** START OF MATERIAL **

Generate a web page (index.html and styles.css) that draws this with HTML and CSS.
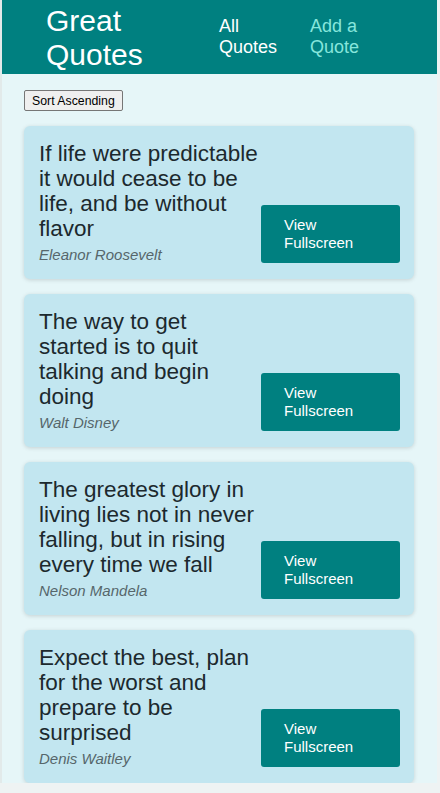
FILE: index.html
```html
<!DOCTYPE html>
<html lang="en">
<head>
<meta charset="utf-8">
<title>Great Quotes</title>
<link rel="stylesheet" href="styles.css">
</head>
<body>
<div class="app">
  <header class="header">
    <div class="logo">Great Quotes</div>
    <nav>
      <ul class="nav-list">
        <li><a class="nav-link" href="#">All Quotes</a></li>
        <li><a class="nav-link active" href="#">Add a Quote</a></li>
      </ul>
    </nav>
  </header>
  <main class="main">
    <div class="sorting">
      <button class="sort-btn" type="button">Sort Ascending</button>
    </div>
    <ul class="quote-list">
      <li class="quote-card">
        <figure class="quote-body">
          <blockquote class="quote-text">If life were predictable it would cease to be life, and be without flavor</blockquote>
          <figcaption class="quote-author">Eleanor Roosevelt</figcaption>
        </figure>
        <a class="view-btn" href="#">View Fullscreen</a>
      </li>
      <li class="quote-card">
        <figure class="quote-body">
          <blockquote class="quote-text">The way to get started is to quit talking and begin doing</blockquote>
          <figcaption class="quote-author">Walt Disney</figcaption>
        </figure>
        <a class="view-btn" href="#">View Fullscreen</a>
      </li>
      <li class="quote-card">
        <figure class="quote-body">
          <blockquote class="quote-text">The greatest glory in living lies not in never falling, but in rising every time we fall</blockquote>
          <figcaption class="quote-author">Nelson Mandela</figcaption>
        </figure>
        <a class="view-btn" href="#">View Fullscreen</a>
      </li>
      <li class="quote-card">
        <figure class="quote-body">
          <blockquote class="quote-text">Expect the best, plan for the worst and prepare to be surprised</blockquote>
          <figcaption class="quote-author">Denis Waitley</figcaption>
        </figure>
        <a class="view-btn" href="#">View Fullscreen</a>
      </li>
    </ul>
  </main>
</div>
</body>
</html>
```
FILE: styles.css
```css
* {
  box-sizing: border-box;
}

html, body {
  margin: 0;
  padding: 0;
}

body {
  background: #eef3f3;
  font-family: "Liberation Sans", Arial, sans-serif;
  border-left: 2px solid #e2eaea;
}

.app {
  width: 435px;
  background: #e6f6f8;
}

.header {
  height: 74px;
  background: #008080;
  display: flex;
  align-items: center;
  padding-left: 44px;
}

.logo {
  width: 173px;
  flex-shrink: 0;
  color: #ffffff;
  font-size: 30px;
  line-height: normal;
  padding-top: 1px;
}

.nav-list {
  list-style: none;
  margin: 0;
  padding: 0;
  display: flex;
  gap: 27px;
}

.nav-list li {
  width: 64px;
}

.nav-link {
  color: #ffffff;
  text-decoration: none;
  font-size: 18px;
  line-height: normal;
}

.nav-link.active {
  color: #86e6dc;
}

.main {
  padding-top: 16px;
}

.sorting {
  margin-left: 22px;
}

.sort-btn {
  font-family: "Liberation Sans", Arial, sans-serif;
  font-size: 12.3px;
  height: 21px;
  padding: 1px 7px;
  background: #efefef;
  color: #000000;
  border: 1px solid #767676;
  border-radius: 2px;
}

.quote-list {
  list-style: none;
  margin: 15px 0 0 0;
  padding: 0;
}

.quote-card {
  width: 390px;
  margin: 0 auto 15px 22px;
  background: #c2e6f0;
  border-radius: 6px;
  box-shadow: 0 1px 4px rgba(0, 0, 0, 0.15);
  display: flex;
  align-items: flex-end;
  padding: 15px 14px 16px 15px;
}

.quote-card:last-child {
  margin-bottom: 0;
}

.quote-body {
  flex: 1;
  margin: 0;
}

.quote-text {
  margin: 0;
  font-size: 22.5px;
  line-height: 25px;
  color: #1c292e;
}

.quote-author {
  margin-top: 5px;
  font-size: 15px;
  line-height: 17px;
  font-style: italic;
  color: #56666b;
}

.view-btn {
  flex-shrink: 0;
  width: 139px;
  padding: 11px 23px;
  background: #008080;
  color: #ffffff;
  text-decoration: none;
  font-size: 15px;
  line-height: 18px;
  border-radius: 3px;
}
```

** END OF MATERIAL **

**EXERCISE GOAL:** Reproduce the material in its entirety and word for word, without the pictures.

**TASK ANSWER:**
Generate a web page (index.html and styles.css) that draws this with HTML and CSS.
FILE: index.html
```html
<!DOCTYPE html>
<html lang="en">
<head>
<meta charset="utf-8">
<title>Great Quotes</title>
<link rel="stylesheet" href="styles.css">
</head>
<body>
<div class="app">
  <header class="header">
    <div class="logo">Great Quotes</div>
    <nav>
      <ul class="nav-list">
        <li><a class="nav-link" href="#">All Quotes</a></li>
        <li><a class="nav-link active" href="#">Add a Quote</a></li>
      </ul>
    </nav>
  </header>
  <main class="main">
    <div class="sorting">
      <button class="sort-btn" type="button">Sort Ascending</button>
    </div>
    <ul class="quote-list">
      <li class="quote-card">
        <figure class="quote-body">
          <blockquote class="quote-text">If life were predictable it would cease to be life, and be without flavor</blockquote>
          <figcaption class="quote-author">Eleanor Roosevelt</figcaption>
        </figure>
        <a class="view-btn" href="#">View Fullscreen</a>
      </li>
      <li class="quote-card">
        <figure class="quote-body">
          <blockquote class="quote-text">The way to get started is to quit talking and begin doing</blockquote>
          <figcaption class="quote-author">Walt Disney</figcaption>
        </figure>
        <a class="view-btn" href="#">View Fullscreen</a>
      </li>
      <li class="quote-card">
        <figure class="quote-body">
          <blockquote class="quote-text">The greatest glory in living lies not in never falling, but in rising every time we fall</blockquote>
          <figcaption class="quote-author">Nelson Mandela</figcaption>
        </figure>
        <a class="view-btn" href="#">View Fullscreen</a>
      </li>
      <li class="quote-card">
        <figure class="quote-body">
          <blockquote class="quote-text">Expect the best, plan for the worst and prepare to be surprised</blockquote>
          <figcaption class="quote-author">Denis Waitley</figcaption>
        </figure>
        <a class="view-btn" href="#">View Fullscreen</a>
      </li>
    </ul>
  </main>
</div>
</body>
</html>
```
FILE: styles.css
```css
* {
  box-sizing: border-box;
}

html, body {
  margin: 0;
  padding: 0;
}

body {
  background: #eef3f3;
  font-family: "Liberation Sans", Arial, sans-serif;
  border-left: 2px solid #e2eaea;
}

.app {
  width: 435px;
  background: #e6f6f8;
}

.header {
  height: 74px;
  background: #008080;
  display: flex;
  align-items: center;
  padding-left: 44px;
}

.logo {
  width: 173px;
  flex-shrink: 0;
  color: #ffffff;
  font-size: 30px;
  line-height: normal;
  padding-top: 1px;
}

.nav-list {
  list-style: none;
  margin: 0;
  padding: 0;
  display: flex;
  gap: 27px;
}

.nav-list li {
  width: 64px;
}

.nav-link {
  color: #ffffff;
  text-decoration: none;
  font-size: 18px;
  line-height: normal;
}

.nav-link.active {
  color: #86e6dc;
}

.main {
  padding-top: 16px;
}

.sorting {
  margin-left: 22px;
}

.sort-btn {
  font-family: "Liberation Sans", Arial, sans-serif;
  font-size: 12.3px;
  height: 21px;
  padding: 1px 7px;
  background: #efefef;
  color: #000000;
  border: 1px solid #767676;
  border-radius: 2px;
}

.quote-list {
  list-style: none;
  margin: 15px 0 0 0;
  padding: 0;
}

.quote-card {
  width: 390px;
  margin: 0 auto 15px 22px;
  background: #c2e6f0;
  border-radius: 6px;
  box-shadow: 0 1px 4px rgba(0, 0, 0, 0.15);
  display: flex;
  align-items: flex-end;
  padding: 15px 14px 16px 15px;
}

.quote-card:last-child {
  margin-bottom: 0;
}

.quote-body {
  flex: 1;
  margin: 0;
}

.quote-text {
  margin: 0;
  font-size: 22.5px;
  line-height: 25px;
  color: #1c292e;
}

.quote-author {
  margin-top: 5px;
  font-size: 15px;
  line-height: 17px;
  font-style: italic;
  color: #56666b;
}

.view-btn {
  flex-shrink: 0;
  width: 139px;
  padding: 11px 23px;
  background: #008080;
  color: #ffffff;
  text-decoration: none;
  font-size: 15px;
  line-height: 18px;
  border-radius: 3px;
}
```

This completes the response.